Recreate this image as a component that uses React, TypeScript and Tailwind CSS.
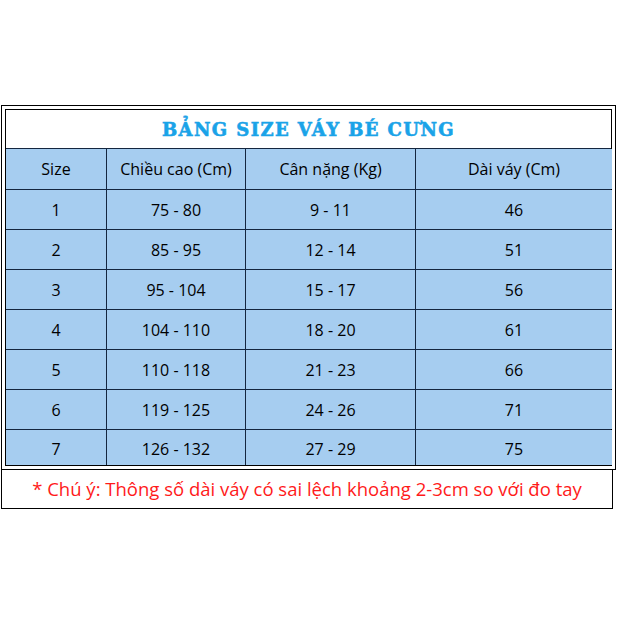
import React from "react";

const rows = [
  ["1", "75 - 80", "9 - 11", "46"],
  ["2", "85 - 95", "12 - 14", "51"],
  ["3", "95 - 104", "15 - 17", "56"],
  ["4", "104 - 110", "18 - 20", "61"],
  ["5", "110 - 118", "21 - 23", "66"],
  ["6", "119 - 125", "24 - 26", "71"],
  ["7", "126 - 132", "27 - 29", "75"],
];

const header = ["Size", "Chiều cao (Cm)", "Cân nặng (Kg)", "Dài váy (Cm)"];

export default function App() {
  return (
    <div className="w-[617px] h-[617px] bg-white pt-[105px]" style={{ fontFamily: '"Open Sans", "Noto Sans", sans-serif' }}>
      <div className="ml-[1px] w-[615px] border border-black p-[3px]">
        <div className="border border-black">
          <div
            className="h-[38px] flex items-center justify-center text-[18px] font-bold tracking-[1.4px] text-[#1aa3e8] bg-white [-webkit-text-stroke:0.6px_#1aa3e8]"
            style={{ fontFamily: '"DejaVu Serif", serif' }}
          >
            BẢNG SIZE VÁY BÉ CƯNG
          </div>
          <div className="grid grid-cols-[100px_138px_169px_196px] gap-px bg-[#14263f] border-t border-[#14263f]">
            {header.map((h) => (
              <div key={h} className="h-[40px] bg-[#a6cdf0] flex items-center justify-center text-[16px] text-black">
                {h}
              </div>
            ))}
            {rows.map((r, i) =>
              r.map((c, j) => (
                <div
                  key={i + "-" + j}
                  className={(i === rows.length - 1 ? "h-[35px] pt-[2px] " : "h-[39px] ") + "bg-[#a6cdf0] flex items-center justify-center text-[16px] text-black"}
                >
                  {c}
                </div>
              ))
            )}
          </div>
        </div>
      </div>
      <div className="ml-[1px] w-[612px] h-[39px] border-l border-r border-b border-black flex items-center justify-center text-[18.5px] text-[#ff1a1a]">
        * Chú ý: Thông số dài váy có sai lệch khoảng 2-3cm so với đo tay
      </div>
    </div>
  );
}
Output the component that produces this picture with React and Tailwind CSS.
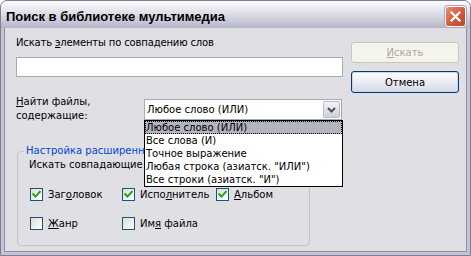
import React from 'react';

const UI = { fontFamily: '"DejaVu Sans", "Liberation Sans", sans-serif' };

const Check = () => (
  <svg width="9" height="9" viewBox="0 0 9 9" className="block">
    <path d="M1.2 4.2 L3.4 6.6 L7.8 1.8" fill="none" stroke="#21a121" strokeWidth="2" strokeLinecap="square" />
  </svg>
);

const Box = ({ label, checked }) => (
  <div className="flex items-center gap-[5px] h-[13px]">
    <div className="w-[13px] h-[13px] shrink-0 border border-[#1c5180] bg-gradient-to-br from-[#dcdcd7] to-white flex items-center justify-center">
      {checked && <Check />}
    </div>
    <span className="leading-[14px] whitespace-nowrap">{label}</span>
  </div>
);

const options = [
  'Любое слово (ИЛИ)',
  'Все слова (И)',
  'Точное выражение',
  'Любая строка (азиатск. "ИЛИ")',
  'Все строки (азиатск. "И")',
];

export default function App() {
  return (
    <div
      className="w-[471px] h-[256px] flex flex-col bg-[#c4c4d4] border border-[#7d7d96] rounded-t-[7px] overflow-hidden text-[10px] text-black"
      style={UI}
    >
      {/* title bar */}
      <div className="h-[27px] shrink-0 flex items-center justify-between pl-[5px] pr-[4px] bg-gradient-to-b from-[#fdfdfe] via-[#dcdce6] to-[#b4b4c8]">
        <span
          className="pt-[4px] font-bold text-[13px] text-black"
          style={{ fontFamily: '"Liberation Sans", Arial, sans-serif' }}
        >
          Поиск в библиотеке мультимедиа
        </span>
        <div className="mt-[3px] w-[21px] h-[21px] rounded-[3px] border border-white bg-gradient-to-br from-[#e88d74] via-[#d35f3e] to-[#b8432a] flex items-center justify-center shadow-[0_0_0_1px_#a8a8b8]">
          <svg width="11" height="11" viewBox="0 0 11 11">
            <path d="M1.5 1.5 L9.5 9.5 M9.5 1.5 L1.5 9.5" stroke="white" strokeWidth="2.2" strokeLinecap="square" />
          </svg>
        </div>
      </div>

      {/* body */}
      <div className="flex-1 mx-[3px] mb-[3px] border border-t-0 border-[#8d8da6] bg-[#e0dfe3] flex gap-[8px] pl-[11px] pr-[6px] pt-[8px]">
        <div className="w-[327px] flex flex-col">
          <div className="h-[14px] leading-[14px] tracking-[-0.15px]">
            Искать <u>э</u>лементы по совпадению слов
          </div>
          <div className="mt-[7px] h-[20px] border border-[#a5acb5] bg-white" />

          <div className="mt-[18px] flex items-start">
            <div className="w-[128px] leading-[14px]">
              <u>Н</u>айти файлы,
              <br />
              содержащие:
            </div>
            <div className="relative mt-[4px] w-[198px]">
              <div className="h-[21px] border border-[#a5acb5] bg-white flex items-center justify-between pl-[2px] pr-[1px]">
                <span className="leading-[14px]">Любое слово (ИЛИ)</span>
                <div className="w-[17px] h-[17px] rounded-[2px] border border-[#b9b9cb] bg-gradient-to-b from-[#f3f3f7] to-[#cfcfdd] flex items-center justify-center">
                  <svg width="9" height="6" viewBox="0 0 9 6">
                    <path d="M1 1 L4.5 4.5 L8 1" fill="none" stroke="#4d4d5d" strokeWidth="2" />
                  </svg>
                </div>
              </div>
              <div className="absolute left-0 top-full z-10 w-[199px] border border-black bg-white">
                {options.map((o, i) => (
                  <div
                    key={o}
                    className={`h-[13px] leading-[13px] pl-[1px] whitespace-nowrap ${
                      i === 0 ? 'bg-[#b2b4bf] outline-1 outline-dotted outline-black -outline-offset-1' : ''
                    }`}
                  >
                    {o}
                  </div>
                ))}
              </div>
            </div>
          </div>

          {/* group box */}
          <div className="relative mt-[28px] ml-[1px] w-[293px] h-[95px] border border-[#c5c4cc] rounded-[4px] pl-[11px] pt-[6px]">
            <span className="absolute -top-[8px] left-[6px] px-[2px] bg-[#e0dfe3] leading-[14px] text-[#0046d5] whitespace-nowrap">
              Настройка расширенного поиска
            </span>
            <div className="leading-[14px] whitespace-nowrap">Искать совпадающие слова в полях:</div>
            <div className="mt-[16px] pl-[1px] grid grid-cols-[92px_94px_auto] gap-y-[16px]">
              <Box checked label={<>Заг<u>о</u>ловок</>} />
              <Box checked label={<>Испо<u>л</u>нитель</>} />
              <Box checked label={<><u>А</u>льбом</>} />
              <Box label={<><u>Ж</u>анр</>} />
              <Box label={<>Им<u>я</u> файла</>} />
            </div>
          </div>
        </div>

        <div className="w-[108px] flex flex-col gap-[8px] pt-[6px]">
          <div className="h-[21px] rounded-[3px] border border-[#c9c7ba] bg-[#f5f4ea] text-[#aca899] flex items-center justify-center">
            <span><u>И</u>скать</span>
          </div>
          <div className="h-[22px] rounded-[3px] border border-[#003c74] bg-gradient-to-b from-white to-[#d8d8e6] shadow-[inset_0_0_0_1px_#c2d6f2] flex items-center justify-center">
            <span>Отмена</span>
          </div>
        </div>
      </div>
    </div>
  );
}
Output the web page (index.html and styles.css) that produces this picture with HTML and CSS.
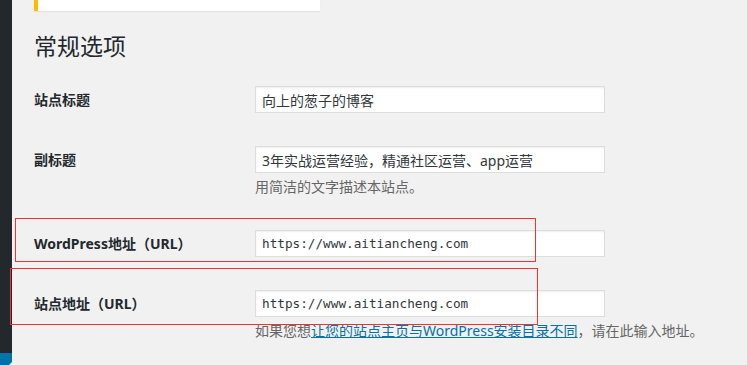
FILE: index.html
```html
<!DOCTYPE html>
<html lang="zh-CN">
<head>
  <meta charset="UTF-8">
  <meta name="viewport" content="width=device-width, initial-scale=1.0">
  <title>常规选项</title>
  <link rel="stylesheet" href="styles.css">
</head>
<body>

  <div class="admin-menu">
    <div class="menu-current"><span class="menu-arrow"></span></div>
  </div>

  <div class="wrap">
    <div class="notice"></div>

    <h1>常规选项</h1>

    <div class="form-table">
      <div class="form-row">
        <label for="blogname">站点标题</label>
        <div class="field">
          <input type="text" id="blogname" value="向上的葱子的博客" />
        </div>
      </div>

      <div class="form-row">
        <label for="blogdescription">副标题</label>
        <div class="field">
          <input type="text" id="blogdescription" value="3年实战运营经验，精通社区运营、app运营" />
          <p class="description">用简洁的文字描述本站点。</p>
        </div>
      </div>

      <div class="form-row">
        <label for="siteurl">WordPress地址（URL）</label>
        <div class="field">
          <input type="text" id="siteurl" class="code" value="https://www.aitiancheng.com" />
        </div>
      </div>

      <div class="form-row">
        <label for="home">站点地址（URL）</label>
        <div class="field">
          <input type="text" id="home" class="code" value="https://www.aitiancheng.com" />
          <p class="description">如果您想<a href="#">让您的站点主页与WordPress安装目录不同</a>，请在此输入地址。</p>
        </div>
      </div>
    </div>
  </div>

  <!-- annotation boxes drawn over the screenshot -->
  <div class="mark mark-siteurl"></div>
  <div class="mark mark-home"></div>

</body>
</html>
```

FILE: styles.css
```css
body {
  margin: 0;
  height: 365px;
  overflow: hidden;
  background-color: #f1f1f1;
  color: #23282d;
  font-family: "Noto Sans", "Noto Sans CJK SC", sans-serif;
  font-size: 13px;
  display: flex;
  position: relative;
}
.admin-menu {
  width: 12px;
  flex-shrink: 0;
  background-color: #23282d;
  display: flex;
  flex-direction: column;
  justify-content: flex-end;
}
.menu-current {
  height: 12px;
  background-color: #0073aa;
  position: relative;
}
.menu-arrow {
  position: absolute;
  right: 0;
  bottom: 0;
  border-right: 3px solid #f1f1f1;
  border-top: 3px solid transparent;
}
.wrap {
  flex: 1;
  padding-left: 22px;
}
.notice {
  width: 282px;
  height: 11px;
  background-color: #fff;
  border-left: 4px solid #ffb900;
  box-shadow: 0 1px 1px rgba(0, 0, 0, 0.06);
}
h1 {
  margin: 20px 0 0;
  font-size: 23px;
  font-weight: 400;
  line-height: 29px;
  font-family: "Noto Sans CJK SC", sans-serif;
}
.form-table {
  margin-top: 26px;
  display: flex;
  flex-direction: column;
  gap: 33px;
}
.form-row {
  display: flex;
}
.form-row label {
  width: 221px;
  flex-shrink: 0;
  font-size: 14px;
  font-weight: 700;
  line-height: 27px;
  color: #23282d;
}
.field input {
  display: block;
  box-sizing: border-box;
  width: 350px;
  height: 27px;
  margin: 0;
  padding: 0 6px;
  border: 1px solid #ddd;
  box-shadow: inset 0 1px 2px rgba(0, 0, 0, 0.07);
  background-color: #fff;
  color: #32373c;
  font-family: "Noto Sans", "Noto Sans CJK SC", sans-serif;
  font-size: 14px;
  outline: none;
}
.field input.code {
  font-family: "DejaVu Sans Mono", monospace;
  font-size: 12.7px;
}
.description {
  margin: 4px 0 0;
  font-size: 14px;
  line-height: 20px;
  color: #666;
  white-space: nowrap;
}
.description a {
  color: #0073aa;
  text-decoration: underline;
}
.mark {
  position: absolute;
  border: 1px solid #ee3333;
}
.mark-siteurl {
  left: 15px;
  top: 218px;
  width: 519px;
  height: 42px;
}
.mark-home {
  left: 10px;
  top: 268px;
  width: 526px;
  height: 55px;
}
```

______

#### [TASK DESCRIPTION]
Collect each line holding the string "component".

#### [RESPONSE TO THE EXERCISE]
Recreate this image as a component that uses React, TypeScript and Tailwind CSS.
Output the component that produces this picture with React and Tailwind CSS.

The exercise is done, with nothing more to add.